As soon as I rebooted, I got over 3mb/s on speedtest! :eek: A few more tests this morning, all the the 3-5mb/s range. Beautiful... I went into the .gif thread on general discussion, and all the .gifs loaded up "in real time" or near enough - I've never been able to do this before, it's always been a painful wait for each and every image to load. I tried a few youtube videos, and they played flawlessly (I usually have to pause it for a few minutes to let it buffer).

Of course, once all the students get transferred onto EE I'm sure it will become clogged and slow once again (they are all data whores!), but for now - mobile bliss :p If 3G could remain like this indefinitely then I wouldn't even consider an LTE contract.
 
You must be joking. 3G maximum speed yeah. In reality rarely see more than 3mbps.
Average uk 3G speed is ~2

We're talking about a figure obtained in the Docklands at an optimal time, not the 'average UK speed'. I just did a test in a congested area and I'm getting 6mbps download and 2.7 upload (so more than in that image).

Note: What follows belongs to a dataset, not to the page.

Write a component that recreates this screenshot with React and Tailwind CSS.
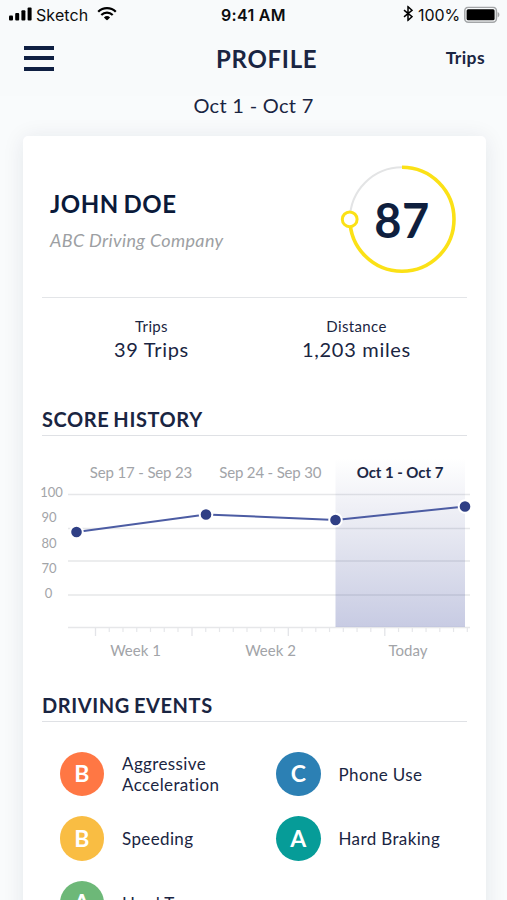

I'll do a test out of peak hours at work next week, I get comparable speeds there.
 
So I got the "Now served by EE - reboot your phone" text late last night. I did a speed test before rebooting, and got the typical 280kb/s download speed (it's usually somewhere between 200 and 400kb/s).

As soon as I rebooted, I got over 3mb/s on speedtest! :eek: A few more tests this morning, all the the 3-5mb/s range. Beautiful... I went into the .gif thread on general discussion, and all the .gifs loaded up "in real time" or near enough - I've never been able to do this before, it's always been a painful wait for each and every image to load. I tried a few youtube videos, and they played flawlessly (I usually have to pause it for a few minutes to let it buffer).

Of course, once all the students get transferred onto EE I'm sure it will become clogged and slow once again (they are all data whores!), but for now - mobile bliss :p If 3G could remain like this indefinitely then I wouldn't even consider an LTE contract.

All it did was change it so that instead of seeing T-Mobile / Orange it shows EE. You didn't change networks.
 
All it did was change it so that instead of seeing T-Mobile / Orange it shows EE. You didn't change networks.

Well, then I am experiencing the "fluke of all flukes" in my tenfold increase in download speed. In dozens of speedtest runs I've never seen speeds even close to these around here (only ever elsewhere in the country).

I'm well aware that I'm being served by the same network, but it seems clear that something else has changed along with it (priorities? removal of bandwidth cap?).